■ **Your instructions**
Set the listing down unchanged, minus every embedded image.

■ **Dataset content**
....

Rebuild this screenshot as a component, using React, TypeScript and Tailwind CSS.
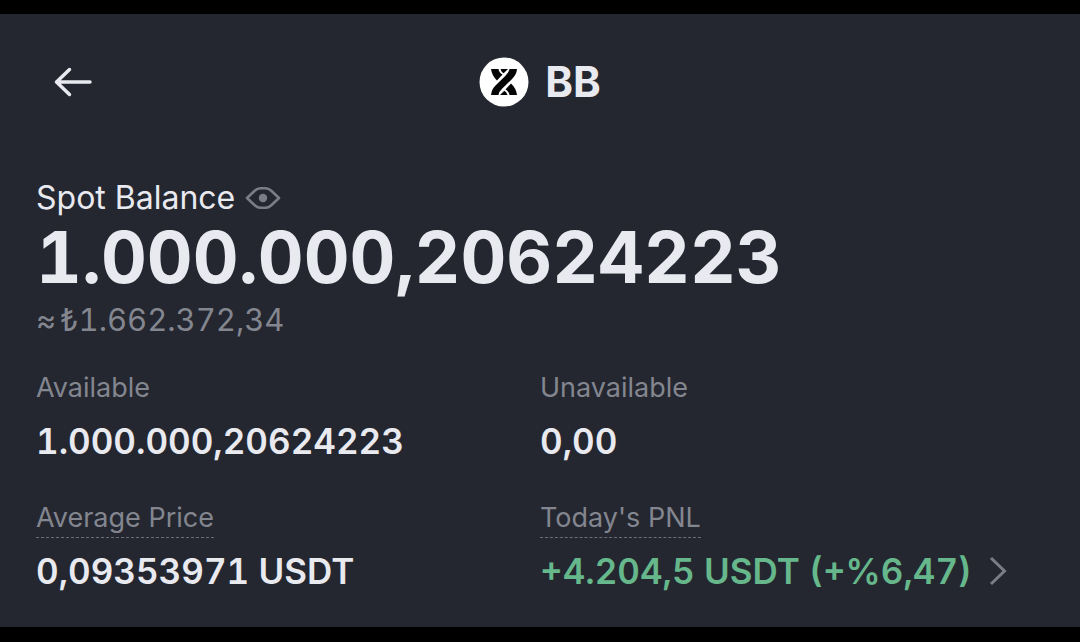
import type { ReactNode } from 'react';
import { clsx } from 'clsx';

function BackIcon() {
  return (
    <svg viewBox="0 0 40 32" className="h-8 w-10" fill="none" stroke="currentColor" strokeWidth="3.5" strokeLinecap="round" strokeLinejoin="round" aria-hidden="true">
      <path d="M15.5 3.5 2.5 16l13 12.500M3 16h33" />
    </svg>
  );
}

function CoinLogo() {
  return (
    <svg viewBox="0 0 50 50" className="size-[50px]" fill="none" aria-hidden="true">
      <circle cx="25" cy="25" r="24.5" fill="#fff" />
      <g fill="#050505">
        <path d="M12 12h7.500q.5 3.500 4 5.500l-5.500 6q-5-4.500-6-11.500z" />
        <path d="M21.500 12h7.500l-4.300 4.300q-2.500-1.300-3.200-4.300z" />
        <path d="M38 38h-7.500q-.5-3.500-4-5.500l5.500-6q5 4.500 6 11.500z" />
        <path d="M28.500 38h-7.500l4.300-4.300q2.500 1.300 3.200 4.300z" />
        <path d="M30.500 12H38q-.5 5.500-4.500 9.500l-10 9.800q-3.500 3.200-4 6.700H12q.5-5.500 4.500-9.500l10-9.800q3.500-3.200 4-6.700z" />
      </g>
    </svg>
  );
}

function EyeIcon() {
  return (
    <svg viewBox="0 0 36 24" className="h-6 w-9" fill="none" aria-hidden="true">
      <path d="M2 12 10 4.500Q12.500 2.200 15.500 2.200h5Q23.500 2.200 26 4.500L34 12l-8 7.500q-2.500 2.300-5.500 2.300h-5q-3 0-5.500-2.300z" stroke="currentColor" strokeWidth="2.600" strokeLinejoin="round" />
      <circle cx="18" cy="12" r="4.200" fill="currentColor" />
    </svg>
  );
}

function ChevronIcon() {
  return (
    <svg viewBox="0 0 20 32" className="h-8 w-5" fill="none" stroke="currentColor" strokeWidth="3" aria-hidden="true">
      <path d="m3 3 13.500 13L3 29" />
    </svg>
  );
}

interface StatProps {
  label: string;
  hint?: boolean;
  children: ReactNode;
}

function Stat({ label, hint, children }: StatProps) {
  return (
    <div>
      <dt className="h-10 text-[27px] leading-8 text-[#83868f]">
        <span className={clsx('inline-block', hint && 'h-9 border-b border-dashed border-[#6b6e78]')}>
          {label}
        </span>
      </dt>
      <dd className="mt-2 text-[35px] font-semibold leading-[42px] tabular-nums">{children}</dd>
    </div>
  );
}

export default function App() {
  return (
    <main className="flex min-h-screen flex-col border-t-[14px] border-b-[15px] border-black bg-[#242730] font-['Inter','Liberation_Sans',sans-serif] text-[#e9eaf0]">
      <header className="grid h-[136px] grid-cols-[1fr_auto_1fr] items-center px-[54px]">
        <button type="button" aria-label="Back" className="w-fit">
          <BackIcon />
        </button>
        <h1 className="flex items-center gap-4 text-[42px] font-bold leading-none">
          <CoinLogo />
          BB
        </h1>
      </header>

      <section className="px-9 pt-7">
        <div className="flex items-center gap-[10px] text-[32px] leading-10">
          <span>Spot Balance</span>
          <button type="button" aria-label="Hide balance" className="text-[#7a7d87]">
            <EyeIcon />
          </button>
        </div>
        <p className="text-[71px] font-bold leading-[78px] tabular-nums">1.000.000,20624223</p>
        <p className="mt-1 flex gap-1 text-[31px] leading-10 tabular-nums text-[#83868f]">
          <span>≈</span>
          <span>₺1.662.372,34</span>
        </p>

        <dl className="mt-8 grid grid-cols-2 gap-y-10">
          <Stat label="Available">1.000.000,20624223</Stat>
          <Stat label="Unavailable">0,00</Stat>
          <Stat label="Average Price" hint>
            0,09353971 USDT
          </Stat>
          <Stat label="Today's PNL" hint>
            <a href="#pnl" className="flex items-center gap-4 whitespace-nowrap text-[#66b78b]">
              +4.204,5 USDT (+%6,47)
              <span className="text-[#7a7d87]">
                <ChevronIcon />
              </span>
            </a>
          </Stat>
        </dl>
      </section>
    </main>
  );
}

....

■ **Result for this exercise**
Rebuild this screenshot as a component, using React, TypeScript and Tailwind CSS.
import type { ReactNode } from 'react';
import { clsx } from 'clsx';

function BackIcon() {
  return (
    <svg viewBox="0 0 40 32" className="h-8 w-10" fill="none" stroke="currentColor" strokeWidth="3.5" strokeLinecap="round" strokeLinejoin="round" aria-hidden="true">
      <path d="M15.5 3.5 2.5 16l13 12.500M3 16h33" />
    </svg>
  );
}

function CoinLogo() {
  return (
    <svg viewBox="0 0 50 50" className="size-[50px]" fill="none" aria-hidden="true">
      <circle cx="25" cy="25" r="24.5" fill="#fff" />
      <g fill="#050505">
        <path d="M12 12h7.500q.5 3.500 4 5.500l-5.500 6q-5-4.500-6-11.500z" />
        <path d="M21.500 12h7.500l-4.300 4.300q-2.500-1.300-3.200-4.300z" />
        <path d="M38 38h-7.500q-.5-3.500-4-5.500l5.500-6q5 4.500 6 11.500z" />
        <path d="M28.500 38h-7.500l4.300-4.300q2.500 1.300 3.200 4.300z" />
        <path d="M30.500 12H38q-.5 5.500-4.500 9.500l-10 9.800q-3.500 3.200-4 6.700H12q.5-5.500 4.500-9.500l10-9.800q3.500-3.200 4-6.700z" />
      </g>
    </svg>
  );
}

function EyeIcon() {
  return (
    <svg viewBox="0 0 36 24" className="h-6 w-9" fill="none" aria-hidden="true">
      <path d="M2 12 10 4.500Q12.500 2.200 15.500 2.200h5Q23.500 2.200 26 4.500L34 12l-8 7.500q-2.500 2.300-5.500 2.300h-5q-3 0-5.500-2.300z" stroke="currentColor" strokeWidth="2.600" strokeLinejoin="round" />
      <circle cx="18" cy="12" r="4.200" fill="currentColor" />
    </svg>
  );
}

function ChevronIcon() {
  return (
    <svg viewBox="0 0 20 32" className="h-8 w-5" fill="none" stroke="currentColor" strokeWidth="3" aria-hidden="true">
      <path d="m3 3 13.500 13L3 29" />
    </svg>
  );
}

interface StatProps {
  label: string;
  hint?: boolean;
  children: ReactNode;
}

function Stat({ label, hint, children }: StatProps) {
  return (
    <div>
      <dt className="h-10 text-[27px] leading-8 text-[#83868f]">
        <span className={clsx('inline-block', hint && 'h-9 border-b border-dashed border-[#6b6e78]')}>
          {label}
        </span>
      </dt>
      <dd className="mt-2 text-[35px] font-semibold leading-[42px] tabular-nums">{children}</dd>
    </div>
  );
}

export default function App() {
  return (
    <main className="flex min-h-screen flex-col border-t-[14px] border-b-[15px] border-black bg-[#242730] font-['Inter','Liberation_Sans',sans-serif] text-[#e9eaf0]">
      <header className="grid h-[136px] grid-cols-[1fr_auto_1fr] items-center px-[54px]">
        <button type="button" aria-label="Back" className="w-fit">
          <BackIcon />
        </button>
        <h1 className="flex items-center gap-4 text-[42px] font-bold leading-none">
          <CoinLogo />
          BB
        </h1>
      </header>

      <section className="px-9 pt-7">
        <div className="flex items-center gap-[10px] text-[32px] leading-10">
          <span>Spot Balance</span>
          <button type="button" aria-label="Hide balance" className="text-[#7a7d87]">
            <EyeIcon />
          </button>
        </div>
        <p className="text-[71px] font-bold leading-[78px] tabular-nums">1.000.000,20624223</p>
        <p className="mt-1 flex gap-1 text-[31px] leading-10 tabular-nums text-[#83868f]">
          <span>≈</span>
          <span>₺1.662.372,34</span>
        </p>

        <dl className="mt-8 grid grid-cols-2 gap-y-10">
          <Stat label="Available">1.000.000,20624223</Stat>
          <Stat label="Unavailable">0,00</Stat>
          <Stat label="Average Price" hint>
            0,09353971 USDT
          </Stat>
          <Stat label="Today's PNL" hint>
            <a href="#pnl" className="flex items-center gap-4 whitespace-nowrap text-[#66b78b]">
              +4.204,5 USDT (+%6,47)
              <span className="text-[#7a7d87]">
                <ChevronIcon />
              </span>
            </a>
          </Stat>
        </dl>
      </section>
    </main>
  );
}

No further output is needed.